The fund is focused on buying “iconic” music copyright assets that can generate “annuity-like, predictable cash flows from royalty streams,” according to a fund presentation seen by peHUB earlier this year. The fund will pay limited partners current income distributions from royalty streams, according to the presentation.
Fund I is charging a 2 percent management fee and a 20 percent carried interest rate, along with an 8 percent preferred return, according to the materials.
The firm is run by Gruss, who formerly worked at family office Gruss Asset Management, as well as Bear Stearns & Co and Warner Music Group; Richard Rowe, vice chairman, who formerly worked at R2M Music, Sony/ATV Music Publishing and Sony/Music CBS; and Neil Gillis, president, who was previously a managing director and head of publishing at Alfred Music Publishing. Jennifer Scher, chief financial officer, was formerly CFO of Spirit Music and director of corporate finance at EMI Music Publishing. The executive team is supported by 13 other professionals.
The royalties group was first incubated within the Gruss family office in 2010 and already has committed or invested more than $60 million in 20 music catalogs, with more than 10,000 songs. The songs are diversified by artist, genre and musical era and include songs from The Beatles, The Rolling Stones, Frank Sinatra, Billie Holiday, Ella Fitzgerald, Miles Davis, James Brown and Bruno Mars.

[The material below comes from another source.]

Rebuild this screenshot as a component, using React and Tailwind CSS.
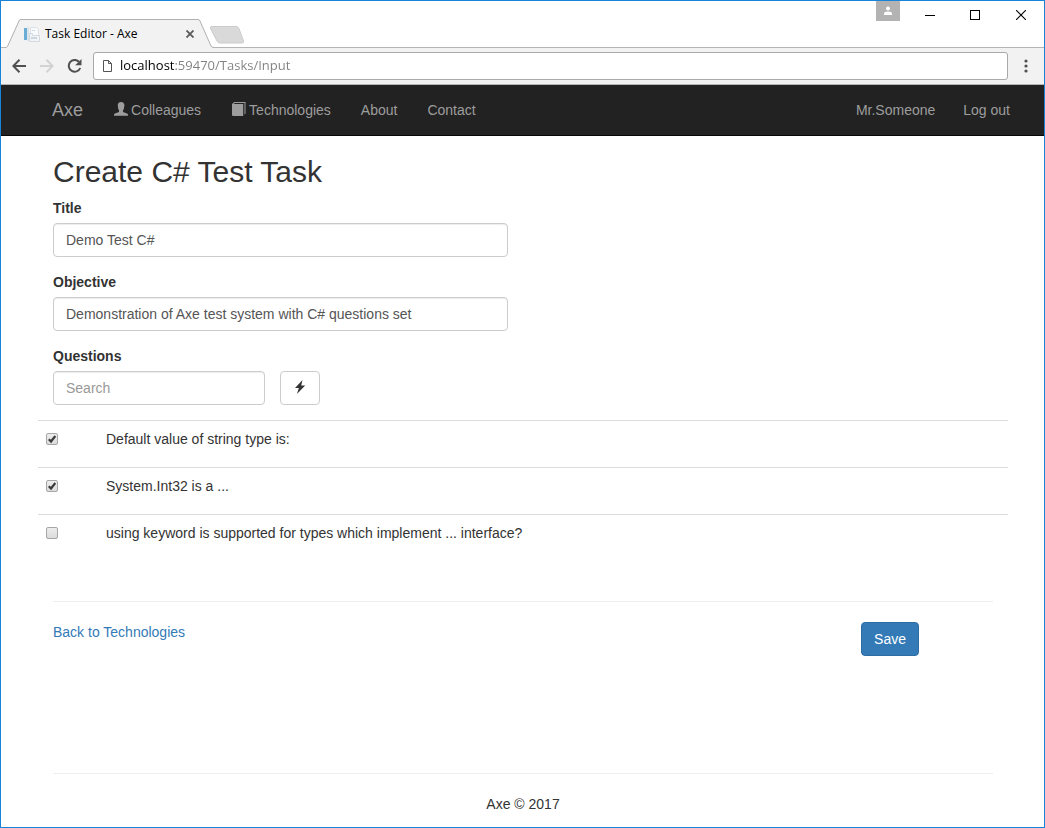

For example, one portfolio the firm acquired from GIL/GPS, a family-run publisher in New York City, includes six Beatles songs: “She Loves You,” “I Saw Her Standing There,” “From Me to You,” “Misery,” “I Wanna Be Your Man,” and “There’s a Place.”
While collecting royalties is the passive side of the investment, the firm also actively tries to place some songs. Some examples include the song “Best Day of My Life” by American Authors, which Round Hill has licensed for more than 100 different uses. Placements range from a trailer for the Disney movie “Earth to Echo,” to a Turkish Nescafé commercial, to a Hyundai commercial in France, Gruss said.
“There’s a reason that song is so successful from a licensing [standpoint]; it’s called ‘Best Day of My Life.’ It can be used in anything. All these brands want uplifting, happy, positive songs,” Gruss said.
Photo courtesy of Shutterstock.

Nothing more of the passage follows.